Lissner: Ich könnte dazu noch etwas ergänzen in Bezug auf „Wie kümmerten sich die Überlebenden nach 1945 um die Friedhöfe“. Wir sehen, dass diese im „Dritten Reich“ zerstörten Friedhöfe für die Überlebenden doch eine sehr große Bedeutung hatten, gerade in der allerersten Nachkriegszeit bis hinein in die 50er Jahre. Es waren die einzigen Orte, die sie noch hatten. Die Synagogen waren zerstört, die Gemeindezentren waren zerstört, der Friedhof war aber noch ein Ort, der zu der früheren Gemeinde am Ort gehört hat. Deshalb waren diese frühen jüdischen Gemeinden, aber auch einzelne Überlebende, die aus dem Exil oder aus dem Versteck zurückkamen, sehr besorgt um diese Friedhöfe. Wir sehen sehr, sehr viele Eingaben von Besorgnis, von Anklagen und von Forderungen, diese Friedhöfe wieder instand zu setzen und zu schützen. Das zieht sich etwa durch die ganzen ersten 15 Jahre des Jüdischen Gemeindeblatts für die Britische Zone, später der Jüdischen Allgemeinen – immer wieder war Friedhofsschändung ein ganz großes Thema der Anklage. Aber der Friedhof war eben auch ein Ort, an dem man Gedenksteine errichtet, an dem sich Überlebende versammelten, oft auch gemeinsam mit alliierten Militärrabbinern, um an die Shoah zu erinnern und Gedenken einzufordern. Das entwickelte sich dann in späteren Jahren ganz anders. Aber in dieser Nachkriegszeit war es ein ganz wichtiges Thema, die jüdischen Friedhöfe wieder herzurichten und zu schützen. Ab Ende der 1950er Jahre wurden dann die meisten Friedhöfe über die Jewish Restitution an die Landesverbände restituiert. Die Landesverbände sind dann die Eigentümer der verwaisten jüdischen Friedhöfe, wobei die politischen Gemeinden dafür zuständig waren und sind, sie zu pflegen. Das ist dann auch, ich glaube, noch ein bisschen verschieden nach Ländern geregelt.[2]

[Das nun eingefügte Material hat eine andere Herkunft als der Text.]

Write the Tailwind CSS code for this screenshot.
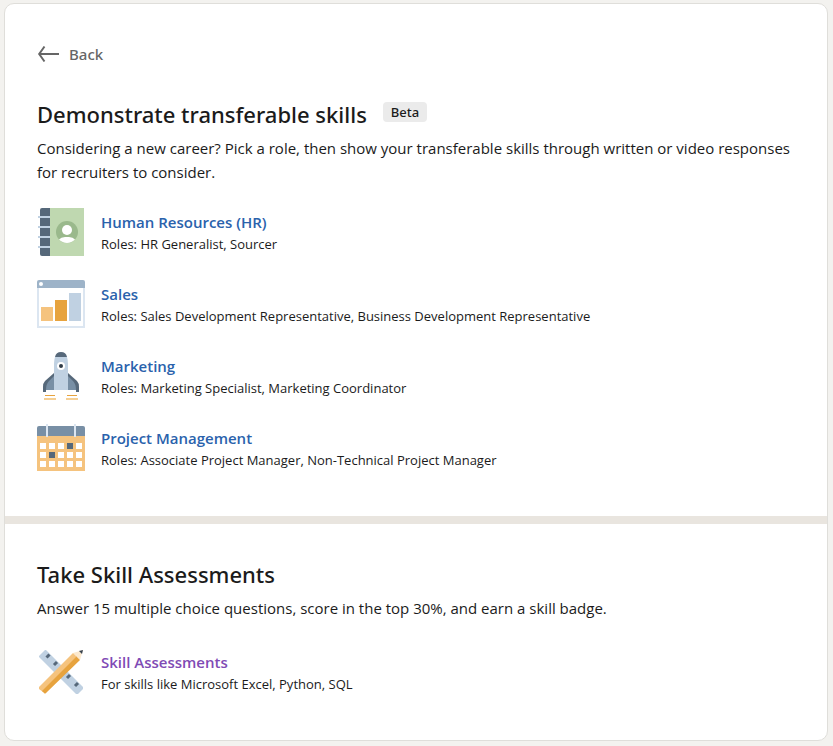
<!doctype html>
<html lang="en">

<head>
  <meta charset="utf-8">
  <meta name="viewport" content="width=device-width, initial-scale=1">
  <title>Demonstrate transferable skills</title>
  <script src="https://cdn.jsdelivr.net/npm/@tailwindcss/browser@4"></script>
</head>

<body class="bg-[#f3f2ef] pt-[3px] pb-1 pl-1 pr-[5px] font-['Open_Sans','Noto_Sans',sans-serif] text-[15px] text-[#1b1b1b]">
  <main class="bg-white border border-[#dfdeda] rounded-[10px] overflow-hidden">
    <section class="px-8 pt-[38px] pb-11">
      <a href="#" class="inline-flex items-center gap-2 h-6 align-top font-['Noto_Sans',sans-serif] font-medium text-[#666666]">
        <svg class="w-6 h-6" viewBox="0 0 24 24" fill="none" stroke="currentColor" stroke-width="2">
          <path d="M22 12H3M7.500 4.500L2.200 12L7.500 19.500" />
        </svg>
        Back
      </a>

      <div class="mt-8 flex items-center gap-4 font-['Noto_Sans',sans-serif] font-medium">
        <h1 class="text-[22px] leading-8">Demonstrate transferable skills</h1>
        <span class="mb-1 rounded bg-[#ebebeb] px-2 text-[13px] leading-5">Beta</span>
      </div>
      <p class="mt-1.5 leading-6">Considering a new career? Pick a role, then show your transferable skills through written or video responses for recruiters to consider.</p>

      <ul class="mt-6 flex flex-col gap-6">
        <li class="flex items-center gap-4">
          <svg class="w-12 h-12 shrink-0" viewBox="0 0 48 48">
            <path d="M5 0h8v48H5a2 2 0 0 1-2-2V2a2 2 0 0 1 2-2z" fill="#56687a" />
            <path d="M13 0h34v48H13z" fill="#bfd8b0" />
            <path d="M1 8h12v2H1zM1 18h12v2H1zM1 28h12v2H1zM1 38h12v2H1z" fill="#c0d1e2" />
            <circle cx="30" cy="24" r="11" fill="#9ab98c" />
            <circle cx="30" cy="22" r="5" fill="#fff" />
            <path d="M22 31.500q2-2.500 6-2.500h4q4 0 6 2.500a11 11 0 0 1-16 0z" fill="#fff" />
          </svg>
          <div>
            <h2 class="leading-6 font-semibold text-[#2a62ac]"><a href="#">Human Resources (HR)</a></h2>
            <p class="text-[13px] leading-5">Roles: HR Generalist, Sourcer</p>
          </div>
        </li>
        <li class="flex items-center gap-4">
          <svg class="w-12 h-12 shrink-0" viewBox="0 0 48 48">
            <path d="M0 8h48v40H0z" fill="#dce6f1" />
            <path d="M2 8h44v38H2z" fill="#fff" />
            <path d="M0 8V2a2 2 0 0 1 2-2h44a2 2 0 0 1 2 2v6z" fill="#9db3c8" />
            <circle cx="4" cy="4" r="2" fill="#fff" />
            <path d="M4 27h12v14H4z" fill="#f5c37e" />
            <path d="M18 20h12v21H18z" fill="#e7a33e" />
            <path d="M32 13h12v28H32z" fill="#c0d1e2" />
          </svg>
          <div>
            <h2 class="leading-6 font-semibold text-[#2a62ac]"><a href="#">Sales</a></h2>
            <p class="text-[13px] leading-5">Roles: Sales Development Representative, Business Development Representative</p>
          </div>
        </li>
        <li class="flex items-center gap-4">
          <svg class="w-12 h-12 shrink-0" viewBox="0 0 48 48">
            <path d="M17 21L8 29q-2 2-2 6v5h3v-2h8zM31 21l9 8q2 2 2 6v5h-3v-2h-8z" fill="#56687a" />
            <path d="M17 24l-5 5q-3 3-3 9h8zM31 24l5 5q3 3 3 9h-8z" fill="#788fa5" />
            <path d="M18 5h12q1 3 1 7v26H17V12q0-4 1-7z" fill="#c0d1e2" />
            <path d="M18 5q1-5 6-5t6 5z" fill="#56687a" />
            <circle cx="24" cy="14" r="4" fill="#fff" />
            <circle cx="24" cy="14" r="2" fill="#303c48" />
            <path d="M8 43h10v1H8zM30 43h10v1H30z" fill="#e7a33e" />
            <path d="M7 46h12v2H7zM29 46h12v2H29z" fill="#f5cf94" />
          </svg>
          <div>
            <h2 class="leading-6 font-semibold text-[#2a62ac]"><a href="#">Marketing</a></h2>
            <p class="text-[13px] leading-5">Roles: Marketing Specialist, Marketing Coordinator</p>
          </div>
        </li>
        <li class="flex items-center gap-4">
          <svg class="w-12 h-12 shrink-0" viewBox="0 0 48 48">
            <path d="M0 12h48v35H0z" fill="#f5c37e" />
            <path d="M0 12V4a2 2 0 0 1 2-2h44a2 2 0 0 1 2 2v8z" fill="#788fa5" />
            <path d="M9 0h2v13H9zM37 0h2v13h-2z" fill="#dce6f1" />
            <path d="M3 19h6v6H3zM12 19h6v6h-6zM21 19h6v6h-6zM39 19h6v6h-6zM3 28h6v6H3zM21 28h6v6h-6zM30 28h6v6h-6zM39 28h6v6h-6zM3 37h6v6H3zM12 37h6v6h-6zM21 37h6v6h-6zM30 37h6v6h-6zM39 37h6v6h-6z" fill="#fff" />
            <path d="M30 19h6v6h-6zM12 28h6v6h-6z" fill="#56687a" />
          </svg>
          <div>
            <h2 class="leading-6 font-semibold text-[#2a62ac]"><a href="#">Project Management</a></h2>
            <p class="text-[13px] leading-5">Roles: Associate Project Manager, Non-Technical Project Manager</p>
          </div>
        </li>
      </ul>
    </section>

    <section class="border-t-8 border-[#e9e5df] px-8 pt-[34px] pb-11">
      <h1 class="font-['Noto_Sans',sans-serif] text-[22px] leading-8 font-medium">Take Skill Assessments</h1>
      <p class="mt-1.5 leading-6">Answer 15 multiple choice questions, score in the top 30%, and earn a skill badge.</p>

      <div class="mt-7 flex items-center gap-4">
        <svg class="w-12 h-12 shrink-0" viewBox="0 0 48 48">
          <!-- ruler -->
          <path d="M9 2L46 39v2l-5 5h-2L2 9V8l6-6z" fill="#c0d1e2" />
          <path d="M9.500 9.500l3-3M17 17l3-3M30 30l3-3M38 38l3-3" stroke="#56687a" stroke-width="3" />
          <!-- pencil -->
          <path d="M46 2l-3 10L36 5z" fill="#fbe8cd" />
          <path d="M46 2l-1 4L42 3z" fill="#38434f" />
          <path d="M36 5l4 4L6 44l-4-3v-2z" fill="#f5c37e" />
          <path d="M39.500 8.500l3.500 3.500L9 45q-1 1-2 0l-2-2z" fill="#e7a33e" />
        </svg>
        <div>
          <h2 class="leading-6 font-semibold text-[#7f4bb5]"><a href="#">Skill Assessments</a></h2>
          <p class="text-[13px] leading-5">For skills like Microsoft Excel, Python, SQL</p>
        </div>
      </div>
    </section>
  </main>
</body>

</html>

FoNA21: Haben Sie auch Daten zur Lage in der DDR?

Lissner: Zur DDR gibt es tatsächlich eine umfangreiche Untersuchung von Monika Schmidt.[3] Ein entsprechendes Buch gibt es für die Bundesrepublik bisher nicht.

FoNA21: Die DPs waren ja in der Regel keine deutschen Überlebenden und haben sich trotzdem um die Friedhöfe gekümmert, obwohl da niemand lag, den sie kannten?

Lissner: Ja, das sehen Sie richtig und dazu weiß Frau Singer-Brehm viel, weil es viel größere DP-Camps in Bayern gab. Aber in Niedersachsen gab es zum Beispiel Bergen-Belsen und da ist das auch so. In der Lagerzeitung wurden Friedhofsschändungen immer angeprangert und es wurden Gräber errichtet und gepflegt, und aus der DP-Community heraus kümmerte man sich darum.

Singer-Brehm: Dadurch, dass Flossenbürg und Dachau mit die letzten bestehenden Konzentrationslager waren und dorthin viele Häftlinge aus den anderen Lagern getrieben wurden, gab es in Bayern natürlich sehr viele Todesmarsch-Tote, die zunächst überall an den Straßenrändern, auf kommunalen Friedhöfen, einfach überall lagen. (Elisabeth Singer-Brehm: Grabstätten jüdischer Todesmarsch-Opfer im Landkreis Wunsiedel , in: Colloquium Historicum Wirsbergense (Hrsg.): Geschichte in Franken 4, Lichtenfels 2023, S. 111-124.) Und auch da setzten sich die DP-Gemeinden dafür ein, dass sie teilweise auf die jüdischen Friedhöfe umgebettet wurden. Es war auch den DP-Gemeinden sehr wichtig, obwohl es nur selten direkte Angehörige waren. Deswegen kümmerten sie sich ganz intensiv, solange sie noch dablieben, solange die DP-Gemeinden bestanden, dass das gepflegt und eingerichtet wurde.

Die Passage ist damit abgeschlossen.